Cela me semblait très utile de choisir ce thème en Aveyron où c’est un débat très régulier. Le but est de ne pas se refaire les questions au regard du changement climatique. Il faut décarboner, comment on fait ? Il faut avancer dans la concertation, tordre le coup à des affirmations sur les énergies renouvelables mais aussi émettre des réserves. Par exemple, on dit que les méthaniseurs puent, c’est faux car c’est filtré. On parle aussi du danger des éoliennes pour les oiseaux, mais il y a des dispositifs de mise en sécurité. On connaît les risques. Il faut redonner des perspectives, clarifier. Une dizaine de groupes de travail seront réunies le 23 mars à Pont-de-Salars pour s’exprimer, démêler le vrai du faux, écouter, améliorer. Je comprends les inquiétudes et les contestations, il faut se dire que ce sont les conséquences du changement climatique, il faut réfléchir aux perspectives. J’ajoute qu’il y a aussi le potentiel de bois énergie en Aveyron.
« L’Aveyron est la quintessence de l’art de vivre à la Française »
Concernant le sujet des énergies, le projet d’unité de méthanisation à Bozouls fait débat. Une réunion d’information est même annoncée. Quelle est votre position ?
Il y a eu une enquête publique, rien ne ressort qui puisse exprimer les craintes. Les éléments techniques ne confirment pas ces craintes. On n’a toujours peur de ce qu’on ne connaît pas. Il ne faut pas laisser dire les choses fausses, c’est le but de la concertation.
Le changement climatique est au cœur des enjeux. Quid de la sécheresse en Aveyron ?
La chance du département est que son agriculture n’a pas de grands besoins en eau contrairement à d’autres régions. On prendra les mesures en temps voulu. On est attentif. On peut anticiper sur certains usages sans attendre l’étiage. La sobriété devient à la mode.
Quelles ont été les mesures dont vous êtes fiers d’avoir prise ?
J’ai été chef de groupement aérien où je suis arrivé dans un contexte dramatique avec quatre morts et trois avions au tapis. Nous avons beaucoup travaillé, ce fut une dynamique importante, notamment avec les pilotes. J’ai aimé exercer dans l’administration pénitentiaire pour des missions de sécurité mais aussi de prévention. Sortir quelqu’un qui s’est radicalisé, lutter contre la récidive à travers des projets d’insertion. Beaucoup de gens n’ont pas cette chance, ils sont sans cadre, le travail est important pour les aider à retrouver un équilibre au sein de la société. Les attentats ont aussi incité l’administration pénitentiaire à se reposer des questions sur la récidive.

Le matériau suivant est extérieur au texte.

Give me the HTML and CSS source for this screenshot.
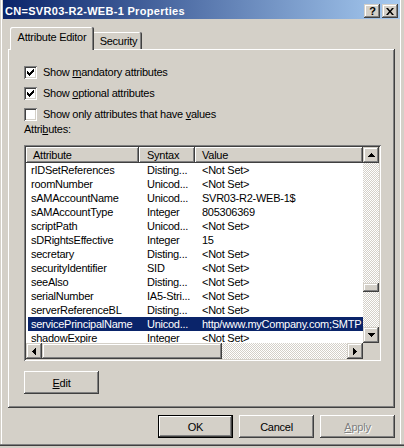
FILE: index.html
```html
<!DOCTYPE html>
<html>
<head>
<meta charset="utf-8">
<link rel="stylesheet" href="styles.css">
</head>
<body>
<div class="window">
  <div class="caption">
    <span class="title">CN=SVR03-R2-WEB-1 Properties</span>
    <div class="capbtns">
      <div class="capbtn help">?</div>
      <div class="capbtn"><svg width="8" height="7" viewBox="0 0 8 7"><path d="M0 0h2l2 2.4 2-2.4h2l-3 3.5 3 3.5h-2l-2-2.4-2 2.4h-2l3-3.5z" fill="#000"/></svg></div>
    </div>
  </div>
  <div class="tabs">
    <div class="tab sel">Attribute Editor</div>
    <div class="tab other">Security</div>
  </div>
  <div class="panel">
    <div class="check"><span class="box"><svg width="7" height="7" viewBox="0 0 7 7"><path d="M0 2h1v1h1v1h1v-1h1v-1h1v-1h1v-1h1v3h-1v1h-1v1h-1v1h-1v1h-1v-1h-1v-1h-1z" fill="#000"/></svg></span><span>Show <u>m</u>andatory attributes</span></div>
    <div class="check"><span class="box"><svg width="7" height="7" viewBox="0 0 7 7"><path d="M0 2h1v1h1v1h1v-1h1v-1h1v-1h1v-1h1v3h-1v1h-1v1h-1v1h-1v1h-1v-1h-1v-1h-1z" fill="#000"/></svg></span><span>Show <u>o</u>ptional attributes</span></div>
    <div class="check last"><span class="box"></span><span>Show only attributes that have <u>v</u>alues</span></div>
    <div class="lbl">Attri<u>b</u>utes:</div>
    <div class="list">
      <div class="view">
        <div class="hdr">
          <div class="hc h1">Attribute</div>
          <div class="hc h2">Syntax</div>
          <div class="hc h3">Value</div>
        </div>
        <div class="row"><span class="c1">rIDSetReferences</span><span class="c2">Disting...</span><span class="c3">&lt;Not Set&gt;</span></div>
        <div class="row"><span class="c1">roomNumber</span><span class="c2">Unicod...</span><span class="c3">&lt;Not Set&gt;</span></div>
        <div class="row"><span class="c1">sAMAccountName</span><span class="c2">Unicod...</span><span class="c3">SVR03-R2-WEB-1$</span></div>
        <div class="row"><span class="c1">sAMAccountType</span><span class="c2">Integer</span><span class="c3">805306369</span></div>
        <div class="row"><span class="c1">scriptPath</span><span class="c2">Unicod...</span><span class="c3">&lt;Not Set&gt;</span></div>
        <div class="row"><span class="c1">sDRightsEffective</span><span class="c2">Integer</span><span class="c3">15</span></div>
        <div class="row"><span class="c1">secretary</span><span class="c2">Disting...</span><span class="c3">&lt;Not Set&gt;</span></div>
        <div class="row"><span class="c1">securityIdentifier</span><span class="c2">SID</span><span class="c3">&lt;Not Set&gt;</span></div>
        <div class="row"><span class="c1">seeAlso</span><span class="c2">Disting...</span><span class="c3">&lt;Not Set&gt;</span></div>
        <div class="row"><span class="c1">serialNumber</span><span class="c2">IA5-Stri...</span><span class="c3">&lt;Not Set&gt;</span></div>
        <div class="row"><span class="c1">serverReferenceBL</span><span class="c2">Disting...</span><span class="c3">&lt;Not Set&gt;</span></div>
        <div class="row selected"><span class="c1">servicePrincipalName</span><span class="c2">Unicod...</span><span class="c3">http/www.myCompany.com;SMTP</span></div>
        <div class="row"><span class="c1">shadowExpire</span><span class="c2">Integer</span><span class="c3">&lt;Not Set&gt;</span></div>
      </div>
      <div class="vs">
        <div class="arrow"><svg width="7" height="4" viewBox="0 0 7 4"><path d="M3 0h1v1h1v1h1v1h1v1h-7v-1h1v-1h1v-1h1z" fill="#000"/></svg></div>
        <div class="vtrack"><div class="vthumb"></div></div>
        <div class="arrow"><svg width="7" height="4" viewBox="0 0 7 4"><path d="M0 0h7v1h-1v1h-1v1h-1v1h-1v-1h-1v-1h-1v-1h-1z" fill="#000"/></svg></div>
      </div>
      <div class="hs">
        <div class="arrow"><svg width="4" height="7" viewBox="0 0 4 7"><path d="M3 0h1v7h-1v-1h-1v-1h-1v-1h-1v-1h1v-1h1v-1h1z" fill="#000"/></svg></div>
        <div class="hthumb"></div>
        <div class="htrack"></div>
        <div class="arrow"><svg width="4" height="7" viewBox="0 0 4 7"><path d="M0 0h1v1h1v1h1v1h1v1h-1v1h-1v1h-1v1h-1z" fill="#000"/></svg></div>
      </div>
      <div class="corner"></div>
    </div>
    <div class="btn edit"><span><u>E</u>dit</span></div>
  </div>
  <div class="footer">
    <div class="btn default">OK</div>
    <div class="btn">Cancel</div>
    <div class="btn disabled"><span><u>A</u>pply</span></div>
  </div>
</div>
</body>
</html>
```

FILE: styles.css
```css
* { box-sizing: border-box; }
body {
  margin: 0;
  background: #d4d0c8;
  font: 11px "Liberation Sans", Arial, sans-serif;
  letter-spacing: -0.25px;
  color: #000;
}
.window {
  width: 404px;
  height: 448px;
  padding: 0 4px 4px 3px;
  background: #d4d0c8;
  display: flex;
  flex-direction: column;
  box-shadow:
    inset 0 -2px #d4d0c8,
    inset 0 -3px #404040,
    inset 0 -4px #808080,
    inset -3px 0 #d4d0c8,
    inset -4px 0 #fff,
    inset 1px 0 #d4d0c8,
    inset 2px 0 #fff;
}
.caption {
  height: 19px;
  flex: none;
  background: linear-gradient(to right, #0a246a, #a6caf0);
  display: flex;
  align-items: flex-start;
  padding: 0 2px 0 2px;
}
.title {
  flex: 1;
  color: #fff;
  font-weight: bold;
  letter-spacing: 0.3px;
  line-height: 13px;
  margin-top: 5px;
  white-space: nowrap;
}
.capbtns {
  display: flex;
  gap: 2px;
  margin-top: 4px;
}
.capbtn {
  width: 16px;
  height: 14px;
  background: #d4d0c8;
  display: flex;
  align-items: center;
  justify-content: center;
  box-shadow: inset -1px -1px #404040, inset 1px 1px #d4d0c8, inset -2px -2px #808080, inset 2px 2px #fff;
}
.capbtn.help {
  font-weight: bold;
  font-size: 11px;
  line-height: 14px;
  padding-left: 1px;
}
.tabs {
  display: flex;
  align-items: flex-end;
  height: 22px;
  flex: none;
  margin: 8px 0 0 7px;
}
.tab {
  height: 17px;
  padding-top: 2px;
  line-height: 14px;
  text-align: center;
  background: #d4d0c8;
  border-radius: 2px 2px 0 0;
  box-shadow: inset -1px 0 #404040, inset 1px 1px #fff, inset -2px 0 #808080;
  white-space: nowrap;
}
.tab.sel {
  width: 84px;
  height: 23px;
  padding-top: 3px;
  margin-bottom: -1px;
  position: relative;
  z-index: 1;
}
.tab.other {
  width: 50px;
  margin-left: -2px;
  padding-left: 3px;
}
.panel {
  flex: none;
  margin-left: 5px;
  width: 387px;
  height: 359px;
  padding: 17px 0 0 16px;
  box-shadow: inset -1px -1px #404040, inset 1px 1px #fff, inset -2px -2px #808080;
}
.check {
  display: flex;
  align-items: center;
  height: 13px;
  line-height: 13px;
  margin-bottom: 8px;
  white-space: nowrap;
}
.check.last { margin-bottom: 2px; }
.box {
  width: 13px;
  height: 13px;
  margin-right: 6px;
  background: #fff;
  display: flex;
  align-items: center;
  justify-content: center;
  box-shadow: inset 1px 1px #808080, inset -1px -1px #fff, inset 2px 2px #404040, inset -2px -2px #d4d0c8;
}
.lbl {
  line-height: 13px;
  height: 13px;
}
.list {
  margin-top: 9px;
  width: 357px;
  height: 216px;
  padding: 2px;
  background: #fff;
  display: grid;
  grid-template-columns: 337px 16px;
  grid-template-rows: 196px 16px;
  box-shadow: inset 1px 1px #808080, inset -1px -1px #fff, inset 2px 2px #404040, inset -2px -2px #d4d0c8;
}
.view {
  overflow: hidden;
  background: #fff;
}
.hdr {
  display: flex;
  height: 16px;
}
.hc {
  height: 16px;
  line-height: 16px;
  padding-left: 7px;
  background: #d4d0c8;
  white-space: nowrap;
  box-shadow: inset -1px -1px #404040, inset 1px 1px #fff, inset -2px -2px #808080;
}
.h1 { width: 113px; }
.h2 { width: 56px; padding-left: 8px; }
.h3 { flex: 1; }
.row {
  display: flex;
  height: 14px;
  line-height: 14px;
  margin-left: 2px;
  white-space: nowrap;
}
.row span { overflow: hidden; }
.c1 { width: 111px; padding-left: 3px; flex: none; }
.c2 { width: 56px; padding-left: 8px; flex: none; }
.c3 { flex: 1; padding-left: 7px; }
.row.selected {
  background: #0a246a;
  color: #fff;
}
.vs {
  display: flex;
  flex-direction: column;
  background: repeating-conic-gradient(#d4d0c8 0 25%, #fff 0 50%) 0 0 / 2px 2px;
}
.hs {
  display: flex;
  background: repeating-conic-gradient(#d4d0c8 0 25%, #fff 0 50%) 0 0 / 2px 2px;
}
.arrow, .vthumb, .hthumb {
  background: #d4d0c8;
  box-shadow: inset -1px -1px #404040, inset 1px 1px #d4d0c8, inset -2px -2px #808080, inset 2px 2px #fff;
}
.arrow {
  width: 16px;
  height: 16px;
  flex: none;
  display: flex;
  align-items: center;
  justify-content: center;
}
.vtrack { flex: 1; }
.vthumb {
  margin-top: 120px;
  height: 9px;
  width: 16px;
}
.hthumb {
  width: 180px;
  height: 16px;
  flex: none;
}
.htrack { flex: 1; }
.corner { background: #d4d0c8; }
.btn {
  width: 75px;
  height: 23px;
  display: flex;
  align-items: center;
  justify-content: center;
  background: #d4d0c8;
  box-shadow: inset -1px -1px #404040, inset 1px 1px #fff, inset -2px -2px #808080;
}
.edit { margin-top: 10px; }
.footer {
  display: flex;
  justify-content: flex-end;
  gap: 6px;
  margin-top: 7px;
  padding-right: 5px;
}
.btn.default {
  border: 1px solid #000;
  box-shadow: inset -1px -1px #404040, inset 1px 1px #fff, inset -2px -2px #808080;
}
.btn.disabled {
  color: #808080;
  text-shadow: 1px 1px #fff;
}
```
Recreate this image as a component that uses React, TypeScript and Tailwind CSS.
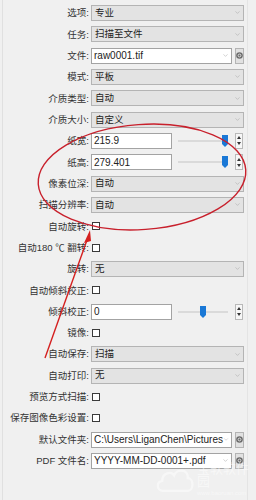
import { ChevronDown } from "lucide-react";

type Row =
  | { kind: "select"; label: string; value: string }
  | { kind: "file"; label: string; value: string }
  | { kind: "slider"; label: string; value: string; pos: number }
  | { kind: "check"; label: string };

const rows: Row[] = [
  { kind: "select", label: "选项", value: "专业" },
  { kind: "select", label: "任务", value: "扫描至文件" },
  { kind: "file", label: "文件", value: "raw0001.tif" },
  { kind: "select", label: "模式", value: "平板" },
  { kind: "select", label: "介质类型", value: "自动" },
  { kind: "select", label: "介质大小", value: "自定义" },
  { kind: "slider", label: "纸宽", value: "215.9", pos: 44 },
  { kind: "slider", label: "纸高", value: "279.401", pos: 44 },
  { kind: "select", label: "像素位深", value: "自动" },
  { kind: "select", label: "扫描分辨率", value: "自动" },
  { kind: "check", label: "自动旋转" },
  { kind: "check", label: "自动180 ℃ 翻转" },
  { kind: "select", label: "旋转", value: "无" },
  { kind: "check", label: "自动倾斜校正" },
  { kind: "slider", label: "倾斜校正", value: "0", pos: 22 },
  { kind: "check", label: "镜像" },
  { kind: "select", label: "自动保存", value: "扫描" },
  { kind: "select", label: "自动打印", value: "无" },
  { kind: "check", label: "预览方式扫描" },
  { kind: "check", label: "保存图像色彩设置" },
  { kind: "file", label: "默认文件夹", value: "C:\\Users\\LiganChen\\Pictures" },
  { kind: "file", label: "PDF 文件名", value: "YYYY-MM-DD-0001+.pdf" },
];

const AtButton = () => (
  <div className="ml-[3px] w-[9px] h-[16px] bg-[#e1e1e1] border border-[#b4b4b4] flex items-center justify-center">
    <svg width="7" height="7" viewBox="0 0 7 7">
      <circle cx="3.5" cy="3.5" r="3.3" fill="#6b6b6b" />
      <circle cx="3.5" cy="3.5" r="1.4" fill="none" stroke="#e6e6e6" strokeWidth="0.9" />
    </svg>
  </div>
);

const Spinner = () => (
  <div className="ml-[7px] w-[8px] h-[16px] bg-[#f7f7f7] border border-[#b9b9b9] flex flex-col items-center justify-around py-[1px]">
    <svg width="4" height="3" viewBox="0 0 4 3">
      <path d="M0 3 L2 0 L4 3 Z" fill="#333" />
    </svg>
    <svg width="4" height="3" viewBox="0 0 4 3">
      <path d="M0 0 L2 3 L4 0 Z" fill="#333" />
    </svg>
  </div>
);

const Slider = ({ pos }: { pos: number }) => (
  <div className="relative ml-[6px] w-[50px] h-[16px]">
    <div className="absolute left-0 right-0 top-[7px] h-[2px] bg-[#dadada]" />
    <svg className="absolute top-[2px]" style={{ left: pos }} width="6" height="12" viewBox="0 0 6 12">
      <path d="M0 0 H6 V9 L3 12 L0 9 Z" fill="#1a78d6" />
    </svg>
  </div>
);

function Control({ row }: { row: Row }) {
  if (row.kind === "select")
    return (
      <div className="w-[153px] h-[16px] bg-[#e3e3e3] border border-[#b4b4b4] flex items-center justify-between pl-[3px] pr-[2px]">
        <span>{row.value}</span>
        <ChevronDown size={7} color="#999" strokeWidth={1.5} />
      </div>
    );
  if (row.kind === "file")
    return (
      <div className="flex items-center">
        <div className="w-[141px] h-[16px] bg-white border border-[#a3a3a3] flex items-center justify-between pl-[2px] pr-[2px]">
          <span className="whitespace-nowrap text-[10px]">{row.value}</span>
          <ChevronDown size={7} color="#999" strokeWidth={1.5} />
        </div>
        <AtButton />
      </div>
    );
  if (row.kind === "slider")
    return (
      <div className="flex items-center">
        <div className="w-[81px] h-[16px] bg-white border border-[#a3a3a3] flex items-center pl-[2px] text-[10px]">
          {row.value}
        </div>
        <Slider pos={row.pos} />
        <Spinner />
      </div>
    );
  return <div className="ml-[1px] w-[8px] h-[8px] bg-white border border-[#3a3a3a]" />;
}

export default function App() {
  return (
    <div
      className="relative w-[256px] h-[500px] overflow-hidden bg-[#f0f0f0] text-[9.5px] text-[#222]"
      style={{ fontFamily: '"Liberation Sans", "Noto Sans CJK SC", sans-serif' }}
    >
      <div className="absolute left-[2px] top-0 bottom-0 w-px bg-[#e0e0e0]" />
      <div className="absolute left-[247px] top-0 bottom-0 w-px bg-[#e4e4e4]" />

      <div className="flex flex-col pt-[2.33px]">
        {rows.map((row) => (
          <div key={row.label} className="h-[21.33px] flex items-center">
            <div className="w-[89px] text-right whitespace-nowrap leading-none text-[#333]">{row.label}:</div>
            <div className="ml-[2px]">
              <Control row={row} />
            </div>
          </div>
        ))}
      </div>

      {/* red annotation */}
      <svg className="absolute left-0 top-0 pointer-events-none" width="256" height="500" viewBox="0 0 256 500">
        <ellipse cx="142" cy="177" rx="104" ry="52.5" fill="none" stroke="#c8202c" strokeWidth="1.4" transform="rotate(-4 142 177)" />
        <line x1="45" y1="358" x2="87" y2="240" stroke="#d42020" strokeWidth="1.4" />
        <path d="M90 230 L84 243 L91 241 Z" fill="#d42020" />
      </svg>

      {/* watermark */}
      <div className="absolute left-[155px] top-[462px] flex items-center opacity-50">
        <svg width="44" height="34" viewBox="0 0 44 34">
          <path d="M8 30 C2 30 1 20 8 19 C8 10 18 8 21 13 C24 5 37 6 36 16 C43 16 43 30 36 30 Z" fill="none" stroke="#ffffff" strokeWidth="2.5" />
        </svg>
        <div className="ml-[2px] flex flex-col text-white">
          <span className="text-[13px] leading-none">宝软软件园</span>
          <span className="text-[6px] leading-none mt-[2px]">www.baoruan.com</span>
        </div>
      </div>
    </div>
  );
}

Enfin, ma précédente fonction dans les terres australes, a permis de développer des recherches scientifiques autour de Madagascar pour apporter un volet international. C’est un laboratoire du changement climatique, ce fut un beau projet. Cette extension de la réserve naturelle des terres australes fait d’elle la deuxième du monde.
Outre votre profession, quelles sont vos occupations ?
J’ai peu de temps disponible mais j’essaie de me préserver une randonnée dominicale quel que soit le temps. On regrette toujours de manquer de temps car on le subit mais il faut savoir ce qu’on veut. Je me suis engagé au service de l’Etat.